Five miles meandering with a mazy motion
Through wood and dale the sacred river ran,
Then reached the caverns measureless to man,
And sank in tumult to a lifeless ocean:
And ‘mid this tumult Kubla heard from far
Ancestral voices prophesying war!

The shadow of the dome of pleasure
Floated midway on the waves;
Where was heard the mingled measure
From the fountain and the caves.
It was a miracle of rare device,
A sunny pleasure-dome with caves of ice!

A damsel with a dulcimer
In a vision once I saw:
It was an Abyssinian maid,
And on her dulcimer she played,
Singing of Mount Abora.
Could I revive within me
Her symphony and song,
To such a deep delight ‘twould win me
That with music loud and long
I would build that dome in air,
That sunny dome! those caves of ice!
And all who heard should see them there,
And all should cry, Beware! Beware!
His flashing eyes, his floating hair!
Weave a circle round him thrice,
And close your eyes with holy dread,
For he on honey-dew hath fed
And drunk the milk of Paradise.

ratboy's avatar

O hideous little bat, the size of snot,
With polyhedral eye and shabby clothes,
To populate the stinking cat you walk
The promontory of the dead man’s nose

“The Fly”—Karl Shapiro

ducky_dnl's avatar

My friend sent me this poem she found via email a few weeks after my friend passed away.

Memories of The Heart.

Feel no guilt in laughter
He knows how much you care
Feel no sorrow in a smile
That he’s not here to share.

You cannot grieve forever
He would not want you to
He’d hope that you would carry on
The way you always do.

So talk about the good times
And the ways you showed you cared
The days you spent together
All the happiness you shared.

Let the memories surround you
A word someone may say
Will suddenly recapture
A time, an hour, a day.

That brings him back as clearly
As though he were still here
And fills you with the feelings
That he is always near

For if you keep those memories
You will never be apart
And he will live forever
Locked safe within your heart

I also like this poem:

Something beautiful remains.

The tide recedes but leaves behind
bright seashells on the sand.
The sun goes down, but gentle
warmth still lingers on the land.
The music stops, and yet it echoes
on in sweet refrains…..
For every joy that passes,
something beautiful remains.

Zyx's avatar

@Aster That’s not how poetry works

Still think most of these are too long though, that’s just entirely missing the point. imo

Aster's avatar

Do u have any favorite LINES OF poetry was what the question stated, @Zyx . I can easily put the entire poem on here but that was not the request as you can see in the Q.

muppetish's avatar

Technically @Aster, almost none of the posts here would qualify (including your own) if we want to really get into the semantics of poetry. “I’m Nobody! Who are you?” is a line of poetry whereas:

“I’m Nobody! Who are you?
Are you – Nobody – too?
Then there’s a pair of us?
Don’t tell! they’d advertise – you know!”
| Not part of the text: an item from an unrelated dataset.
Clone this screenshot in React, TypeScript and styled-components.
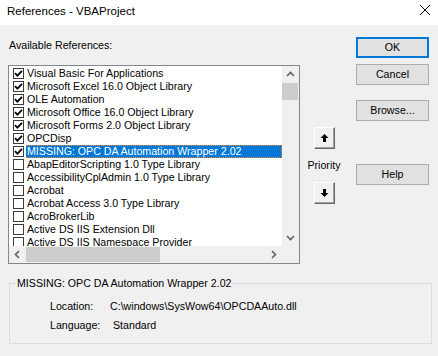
import React from "react";
import styled, { createGlobalStyle } from "styled-components";

const GlobalStyle = createGlobalStyle`
  html, body {
    margin: 0;
    padding: 0;
    background: #f0f0f0;
  }
  body {
    font-family: "Liberation Sans", Arial, sans-serif;
    font-size: 10.65px;
    color: #000;
  }
`;

// Window chrome
const Window = styled.div`
  width: 438px;
  height: 356px;
  background: #f0f0f0;
  display: flex;
  flex-direction: column;
  overflow: hidden;
`;

const TitleBar = styled.div`
  height: 25px;
  background: #fff;
  display: flex;
  align-items: flex-start;
  padding-left: 7px;
  box-sizing: border-box;
`;

const TitleText = styled.div`
  font-size: 11.5px;
  line-height: 14px;
  margin-top: 4px;
`;

const CloseBox = styled.div`
  margin-left: auto;
  margin-right: 8px;
  margin-top: 5px;
  width: 10px;
  height: 10px;
  display: flex;
`;

const Content = styled.div`
  display: flex;
  flex-direction: column;
  padding: 0 7px 0 8px;
`;

const TopRow = styled.div`
  display: flex;
`;

const LeftColumn = styled.div`
  display: flex;
  flex-direction: column;
  padding-top: 14px;
`;

const Label = styled.div`
  line-height: 13px;
  padding-left: 1px;
`;

// List box with scrollbars
const ListBox = styled.div`
  margin-top: 13px;
  width: 292px;
  height: 199px;
  box-sizing: border-box;
  border: 1px solid #828790;
  background: #fff;
  display: grid;
  grid-template-columns: 1fr 17px;
  grid-template-rows: 1fr 17px;
`;

const Rows = styled.div`
  overflow: hidden;
  padding-top: 1px;
`;

const Row = styled.div`
  height: 13px;
  display: flex;
  align-items: center;
  padding-left: 4px;
  white-space: nowrap;
`;

const Check = styled.span`
  width: 11px;
  height: 11px;
  box-sizing: border-box;
  border: 1px solid #3c3c3c;
  background: #fff;
  display: flex;
  align-items: center;
  justify-content: center;
  flex-shrink: 0;
`;

const ItemText = styled.span<{ $selected?: boolean }>`
  margin-left: 2px;
  flex: 1;
  height: 13px;
  line-height: 11px;
  box-sizing: border-box;
  padding-left: 1px;
  color: ${(p) => (p.$selected ? "#fff" : "#000")};
  background: ${(p) => (p.$selected ? "#0078d7" : "transparent")};
  border: 1px ${(p) => (p.$selected ? "dotted #ff8728" : "solid transparent")};
  border-left-width: 0;
`;

const VScroll = styled.div`
  background: #f0f0f0;
  display: flex;
  flex-direction: column;
`;

const HScroll = styled.div`
  background: #f0f0f0;
  display: flex;
`;

const Corner = styled.div`
  background: #f0f0f0;
`;

const ArrowCell = styled.div`
  width: 17px;
  height: 17px;
  display: flex;
  align-items: center;
  justify-content: center;
  flex-shrink: 0;
`;

const VThumb = styled.div`
  height: 17px;
  margin: 0 1px 0 0;
  background: #cdcdcd;
`;

const HThumb = styled.div`
  width: 134px;
  margin: 1px 0;
  background: #cdcdcd;
`;

const Spacer = styled.div`
  flex: 1;
`;

// Priority column
const MiddleColumn = styled.div`
  width: 34px;
  margin-left: 7px;
  padding-top: 102px;
  display: flex;
  flex-direction: column;
  align-items: center;
`;

const ArrowButton = styled.div<{ $gap?: number }>`
  width: 21px;
  height: 22px;
  box-sizing: border-box;
  margin-top: ${(p) => p.$gap ?? 0}px;
  background: #f0f0f0;
  border: 1px solid;
  border-color: #fff #696969 #696969 #fff;
  box-shadow: inset -1px -1px 0 #a0a0a0;
  display: flex;
  align-items: center;
  justify-content: center;
`;

const PriorityLabel = styled.div`
  margin-top: 10px;
  line-height: 13px;
`;

// Command buttons
const RightColumn = styled.div`
  margin-left: 15px;
  padding-top: 12px;
  display: flex;
  flex-direction: column;
`;

const Button = styled.div<{ $gap?: number; $default?: boolean }>`
  width: 73px;
  height: 21px;
  box-sizing: border-box;
  margin-top: ${(p) => p.$gap ?? 0}px;
  background: #e1e1e1;
  border: ${(p) => (p.$default ? "2px solid #0078d7" : "1px solid #adadad")};
  display: flex;
  align-items: center;
  justify-content: center;
  line-height: 13px;
`;

// Details group
const Group = styled.fieldset`
  margin: 13px 0 0 1px;
  width: 423px;
  box-sizing: border-box;
  border: 1px solid #dcdcdc;
  padding: 0;
`;

const Legend = styled.legend`
  margin-left: 6px;
  padding: 0 1px;
  line-height: 13px;
`;

const Details = styled.div`
  padding: 10px 0 11px 40px;
  display: flex;
  flex-direction: column;
  gap: 6px;
`;

const DetailRow = styled.div`
  display: flex;
  line-height: 13px;
`;

const DetailLabel = styled.span<{ $width: number }>`
  width: ${(p) => p.$width}px;
`;

const CheckMark = () => (
  <svg width="9" height="9" viewBox="0 0 9 9">
    <polyline
      points="1,4.2 3.4,6.6 8,1.8"
      fill="none"
      stroke="#000"
      strokeWidth="1.8"
    />
  </svg>
);

const Chevron = ({ dir }: { dir: "up" | "down" | "left" | "right" }) => {
  const rot = { up: 0, right: 90, down: 180, left: 270 }[dir];
  return (
    <svg width="9" height="9" viewBox="0 0 9 9">
      <polyline
        points="1,6 4.5,2.5 8,6"
        fill="none"
        stroke="#606060"
        strokeWidth="1.6"
        transform={`rotate(${rot} 4.5 4.5)`}
      />
    </svg>
  );
};

const BlockArrow = ({ down }: { down?: boolean }) => (
  <svg width="9" height="10" viewBox="0 0 9 10">
    <polygon
      points="4.5,1 8.5,5 6,5 6,9 3,9 3,5 0.5,5"
      fill="#000"
      transform={down ? "rotate(180 4.5 5)" : undefined}
    />
  </svg>
);

type Reference = { name: string; checked: boolean; selected?: boolean };

const references: Reference[] = [
  { name: "Visual Basic For Applications", checked: true },
  { name: "Microsoft Excel 16.0 Object Library", checked: true },
  { name: "OLE Automation", checked: true },
  { name: "Microsoft Office 16.0 Object Library", checked: true },
  { name: "Microsoft Forms 2.0 Object Library", checked: true },
  { name: "OPCDisp", checked: true },
  { name: "MISSING: OPC DA Automation Wrapper 2.02", checked: true, selected: true },
  { name: "AbapEditorScripting 1.0 Type Library", checked: false },
  { name: "AccessibilityCplAdmin 1.0 Type Library", checked: false },
  { name: "Acrobat", checked: false },
  { name: "Acrobat Access 3.0 Type Library", checked: false },
  { name: "AcroBrokerLib", checked: false },
  { name: "Active DS IIS Extension Dll", checked: false },
  { name: "Active DS IIS Namespace Provider", checked: false },
];

const App: React.FC = () => {
  return (
    <>
      <GlobalStyle />
      <Window>
        <TitleBar>
          <TitleText>References - VBAProject</TitleText>
          <CloseBox>
            <svg width="10" height="10" viewBox="0 0 10 10">
              <path d="M0 0 L10 10 M10 0 L0 10" stroke="#000" strokeWidth="1" />
            </svg>
          </CloseBox>
        </TitleBar>

        <Content>
          <TopRow>
            <LeftColumn>
              <Label>Available References:</Label>
              <ListBox>
                <Rows>
                  {references.map((ref) => (
                    <Row key={ref.name}>
                      <Check>{ref.checked && <CheckMark />}</Check>
                      <ItemText $selected={ref.selected}>{ref.name}</ItemText>
                    </Row>
                  ))}
                </Rows>
                <VScroll>
                  <ArrowCell>
                    <Chevron dir="up" />
                  </ArrowCell>
                  <VThumb />
                  <Spacer />
                  <ArrowCell>
                    <Chevron dir="down" />
                  </ArrowCell>
                </VScroll>
                <HScroll>
                  <ArrowCell>
                    <Chevron dir="left" />
                  </ArrowCell>
                  <HThumb />
                  <Spacer />
                  <ArrowCell>
                    <Chevron dir="right" />
                  </ArrowCell>
                </HScroll>
                <Corner />
              </ListBox>
            </LeftColumn>

            <MiddleColumn>
              <ArrowButton>
                <BlockArrow />
              </ArrowButton>
              <PriorityLabel>Priority</PriorityLabel>
              <ArrowButton $gap={10}>
                <BlockArrow down />
              </ArrowButton>
            </MiddleColumn>

            <RightColumn>
              <Button $default>OK</Button>
              <Button $gap={6}>Cancel</Button>
              <Button $gap={15}>Browse...</Button>
              <Button $gap={43}>Help</Button>
            </RightColumn>
          </TopRow>

          <Group>
            <Legend>MISSING: OPC DA Automation Wrapper 2.02</Legend>
            <Details>
              <DetailRow>
                <DetailLabel $width={60}>Location:</DetailLabel>
                <span>C:\windows\SysWow64\OPCDAAuto.dll</span>
              </DetailRow>
              <DetailRow>
                <DetailLabel $width={63}>Language:</DetailLabel>
                <span>Standard</span>
              </DetailRow>
            </Details>
          </Group>
        </Content>
      </Window>
    </>
  );
};

export default App;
is an entire verse of the poem. I interpreted @flutherother‘s request for “lines of poetry” as “multiple lines of a poem” that appealed to us as readers. There was no limitation on the length of poetry we select unless the original intention was to choose a singular line from the literary work.

And to conclude with a singular line from a singular poem that has a significant meaning to me, “My soul has grown deep like the rivers.” – “The Negro Speaks of Rivers” by Langston Hughes.

lonelydragon's avatar

The Night Has a Thousand Eyes

Francis William Bourdillon (b. 1852)

THE NIGHT has a thousand eyes,
And the day but one;
Yet the light of the bright world dies
With the dying sun.

The mind has a thousand eyes, 5
And the heart but one;
Yet the light of a whole life dies
When love is done.

This really speaks to where I am in life right now.

lifeflame's avatar

I’m in agreement with @Aster & @zyx.. I’m more curious about hearing specific turns of phrases that have really caught your attention. A line that stopped you cold.

I can easily name my favourite poems, but really, specific lines or specific images is harder. Here’s one that just came to mind though:

Their heads fell apart into sleep like the two halves
Of a lopped melon, but love is hard to stop

from Lovesong by Ted Hughes.

Rubrica's avatar

“Because I could not stop for Death
He kindly stopped for me
The carriage held just but ourselves
And immortality” – Emily Dickinson

That might not be quite right, I recited it from memory. The poem in it’s entirety is lovely.

Rhodentette's avatar

“The best gesture of my brain
is less than your eyelid’s flutter
which says we are for each other.” – e.e. cummings

“Have you wine and music still?
And statues and a bright-eyed love
And foolish thoughts of good and ill
And prayers to them who sit above?” – James Elroy Flecker

“From you have I been absent in the spring” – Shakespeare

flutherother's avatar

“For through the hot red tides of sin move such
fish as lose radiance at virtue’s touch.”